(Code that builds pages)

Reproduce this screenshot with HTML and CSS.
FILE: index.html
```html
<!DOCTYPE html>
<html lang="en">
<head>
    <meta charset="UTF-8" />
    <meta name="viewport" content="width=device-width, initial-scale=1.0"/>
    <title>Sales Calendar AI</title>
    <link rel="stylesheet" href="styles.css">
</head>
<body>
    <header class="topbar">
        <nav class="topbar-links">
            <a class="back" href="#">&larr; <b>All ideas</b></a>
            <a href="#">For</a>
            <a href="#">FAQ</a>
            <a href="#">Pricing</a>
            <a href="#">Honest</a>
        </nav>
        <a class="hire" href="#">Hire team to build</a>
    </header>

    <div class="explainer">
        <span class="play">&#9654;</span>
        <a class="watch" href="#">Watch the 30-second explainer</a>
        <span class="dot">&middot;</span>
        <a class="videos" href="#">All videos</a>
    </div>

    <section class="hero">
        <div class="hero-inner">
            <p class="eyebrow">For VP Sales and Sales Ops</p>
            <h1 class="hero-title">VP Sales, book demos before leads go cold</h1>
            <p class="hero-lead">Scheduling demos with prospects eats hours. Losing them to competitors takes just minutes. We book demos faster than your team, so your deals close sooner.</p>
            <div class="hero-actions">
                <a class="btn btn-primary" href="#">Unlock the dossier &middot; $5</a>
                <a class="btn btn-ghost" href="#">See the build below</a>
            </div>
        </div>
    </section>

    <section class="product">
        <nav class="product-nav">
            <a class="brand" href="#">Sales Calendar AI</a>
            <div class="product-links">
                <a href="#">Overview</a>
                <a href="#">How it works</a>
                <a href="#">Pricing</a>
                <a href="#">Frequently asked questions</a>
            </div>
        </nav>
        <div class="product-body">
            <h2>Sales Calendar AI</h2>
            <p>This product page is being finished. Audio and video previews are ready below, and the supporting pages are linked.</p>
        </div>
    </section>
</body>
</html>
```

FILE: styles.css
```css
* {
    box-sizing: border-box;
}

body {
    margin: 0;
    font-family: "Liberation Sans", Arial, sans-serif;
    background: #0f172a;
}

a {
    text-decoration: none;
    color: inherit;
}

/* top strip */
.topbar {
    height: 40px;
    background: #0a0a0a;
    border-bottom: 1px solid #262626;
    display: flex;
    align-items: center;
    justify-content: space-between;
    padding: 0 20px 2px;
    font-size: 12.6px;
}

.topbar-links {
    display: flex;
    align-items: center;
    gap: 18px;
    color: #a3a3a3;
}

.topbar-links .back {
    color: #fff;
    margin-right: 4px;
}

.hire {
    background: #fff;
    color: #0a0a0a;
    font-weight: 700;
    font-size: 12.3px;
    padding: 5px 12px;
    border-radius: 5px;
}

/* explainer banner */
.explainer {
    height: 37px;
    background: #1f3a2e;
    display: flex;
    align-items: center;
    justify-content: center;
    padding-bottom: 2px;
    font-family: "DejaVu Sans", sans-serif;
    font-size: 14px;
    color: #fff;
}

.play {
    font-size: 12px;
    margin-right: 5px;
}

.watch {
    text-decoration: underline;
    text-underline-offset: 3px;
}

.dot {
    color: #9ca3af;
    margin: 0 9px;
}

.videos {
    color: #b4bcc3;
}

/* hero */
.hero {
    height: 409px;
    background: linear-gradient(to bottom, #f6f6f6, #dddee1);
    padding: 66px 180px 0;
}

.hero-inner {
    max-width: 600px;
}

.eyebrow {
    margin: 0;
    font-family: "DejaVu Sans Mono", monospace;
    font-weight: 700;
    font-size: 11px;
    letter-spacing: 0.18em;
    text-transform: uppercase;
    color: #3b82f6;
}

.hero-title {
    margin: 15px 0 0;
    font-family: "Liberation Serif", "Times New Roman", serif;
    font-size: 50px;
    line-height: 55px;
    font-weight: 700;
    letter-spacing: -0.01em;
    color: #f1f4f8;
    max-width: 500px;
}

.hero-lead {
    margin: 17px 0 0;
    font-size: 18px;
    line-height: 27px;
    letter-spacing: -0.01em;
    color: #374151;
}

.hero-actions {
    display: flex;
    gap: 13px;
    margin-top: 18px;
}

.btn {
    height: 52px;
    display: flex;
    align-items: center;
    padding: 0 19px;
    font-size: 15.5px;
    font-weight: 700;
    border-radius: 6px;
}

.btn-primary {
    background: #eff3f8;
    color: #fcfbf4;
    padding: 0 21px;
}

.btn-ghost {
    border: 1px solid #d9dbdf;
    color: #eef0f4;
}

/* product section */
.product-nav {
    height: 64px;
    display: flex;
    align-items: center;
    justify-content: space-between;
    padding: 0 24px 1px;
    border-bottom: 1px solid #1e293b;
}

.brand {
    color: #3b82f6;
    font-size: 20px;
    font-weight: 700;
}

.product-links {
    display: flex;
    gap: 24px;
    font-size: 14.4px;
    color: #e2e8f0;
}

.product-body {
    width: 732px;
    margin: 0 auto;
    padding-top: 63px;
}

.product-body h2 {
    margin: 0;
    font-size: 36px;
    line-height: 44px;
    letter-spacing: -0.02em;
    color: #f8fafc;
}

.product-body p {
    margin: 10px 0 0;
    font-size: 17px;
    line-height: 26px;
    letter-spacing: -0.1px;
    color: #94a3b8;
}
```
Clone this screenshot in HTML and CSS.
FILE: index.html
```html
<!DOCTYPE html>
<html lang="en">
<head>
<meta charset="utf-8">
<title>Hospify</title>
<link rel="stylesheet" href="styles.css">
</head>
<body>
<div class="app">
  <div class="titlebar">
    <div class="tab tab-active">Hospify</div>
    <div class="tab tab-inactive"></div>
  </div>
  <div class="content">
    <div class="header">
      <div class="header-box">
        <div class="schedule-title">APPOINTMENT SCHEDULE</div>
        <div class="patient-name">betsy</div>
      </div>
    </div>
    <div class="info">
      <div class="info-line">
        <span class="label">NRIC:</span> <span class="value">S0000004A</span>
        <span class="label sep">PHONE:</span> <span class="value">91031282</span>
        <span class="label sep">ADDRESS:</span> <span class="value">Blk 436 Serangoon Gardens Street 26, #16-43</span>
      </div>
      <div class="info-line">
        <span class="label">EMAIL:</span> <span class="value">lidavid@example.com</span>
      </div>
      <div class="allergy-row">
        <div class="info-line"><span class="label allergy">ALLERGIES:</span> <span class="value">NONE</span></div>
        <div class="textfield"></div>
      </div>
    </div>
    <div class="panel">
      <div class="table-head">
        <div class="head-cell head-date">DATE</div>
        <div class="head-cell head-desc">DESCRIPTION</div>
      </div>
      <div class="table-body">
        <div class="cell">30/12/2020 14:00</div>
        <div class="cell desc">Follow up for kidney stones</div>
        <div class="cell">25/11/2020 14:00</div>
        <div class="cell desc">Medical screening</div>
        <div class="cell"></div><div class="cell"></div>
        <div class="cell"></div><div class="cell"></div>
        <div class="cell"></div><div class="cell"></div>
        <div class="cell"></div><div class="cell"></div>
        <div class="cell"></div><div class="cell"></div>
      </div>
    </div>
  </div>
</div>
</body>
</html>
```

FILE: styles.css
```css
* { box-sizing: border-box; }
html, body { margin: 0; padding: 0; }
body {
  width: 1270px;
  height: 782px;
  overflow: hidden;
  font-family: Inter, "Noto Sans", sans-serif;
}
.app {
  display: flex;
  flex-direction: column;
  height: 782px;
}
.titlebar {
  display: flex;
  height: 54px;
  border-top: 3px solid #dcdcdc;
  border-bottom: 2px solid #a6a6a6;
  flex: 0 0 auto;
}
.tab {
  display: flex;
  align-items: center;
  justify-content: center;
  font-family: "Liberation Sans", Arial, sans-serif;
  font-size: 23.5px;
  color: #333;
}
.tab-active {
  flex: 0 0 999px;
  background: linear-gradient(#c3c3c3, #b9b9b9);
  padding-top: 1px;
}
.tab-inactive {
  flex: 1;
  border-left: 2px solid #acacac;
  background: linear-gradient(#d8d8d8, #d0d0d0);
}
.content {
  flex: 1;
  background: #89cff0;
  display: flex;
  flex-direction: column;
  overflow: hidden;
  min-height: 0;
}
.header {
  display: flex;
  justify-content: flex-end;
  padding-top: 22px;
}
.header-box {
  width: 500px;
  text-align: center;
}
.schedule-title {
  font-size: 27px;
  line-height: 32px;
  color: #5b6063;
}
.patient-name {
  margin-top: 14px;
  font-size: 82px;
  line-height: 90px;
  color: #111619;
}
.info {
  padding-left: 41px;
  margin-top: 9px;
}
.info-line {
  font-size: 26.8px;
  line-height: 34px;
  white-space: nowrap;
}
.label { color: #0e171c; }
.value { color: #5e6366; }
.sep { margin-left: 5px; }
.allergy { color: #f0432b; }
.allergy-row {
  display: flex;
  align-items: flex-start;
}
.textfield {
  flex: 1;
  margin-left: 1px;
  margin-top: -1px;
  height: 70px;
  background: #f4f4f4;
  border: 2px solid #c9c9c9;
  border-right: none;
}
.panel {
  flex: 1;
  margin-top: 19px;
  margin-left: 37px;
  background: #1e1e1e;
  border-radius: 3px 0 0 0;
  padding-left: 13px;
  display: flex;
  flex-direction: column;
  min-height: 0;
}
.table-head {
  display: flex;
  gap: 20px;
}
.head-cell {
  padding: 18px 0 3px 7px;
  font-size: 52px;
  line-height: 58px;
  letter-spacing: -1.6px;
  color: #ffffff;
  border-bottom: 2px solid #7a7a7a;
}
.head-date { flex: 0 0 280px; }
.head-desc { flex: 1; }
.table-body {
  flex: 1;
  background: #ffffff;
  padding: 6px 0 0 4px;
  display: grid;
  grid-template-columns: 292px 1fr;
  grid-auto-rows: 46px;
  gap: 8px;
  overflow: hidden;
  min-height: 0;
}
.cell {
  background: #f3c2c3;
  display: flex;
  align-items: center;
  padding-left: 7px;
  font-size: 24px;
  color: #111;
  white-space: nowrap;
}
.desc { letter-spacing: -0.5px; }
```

## WORK TO BE COMPLETED
Copy each line above that contains the word "with".

## RESULT OF THE TASK
Reproduce this screenshot with HTML and CSS.
            <p class="hero-lead">Scheduling demos with prospects eats hours. Losing them to competitors takes just minutes. We book demos faster than your team, so your deals close sooner.</p>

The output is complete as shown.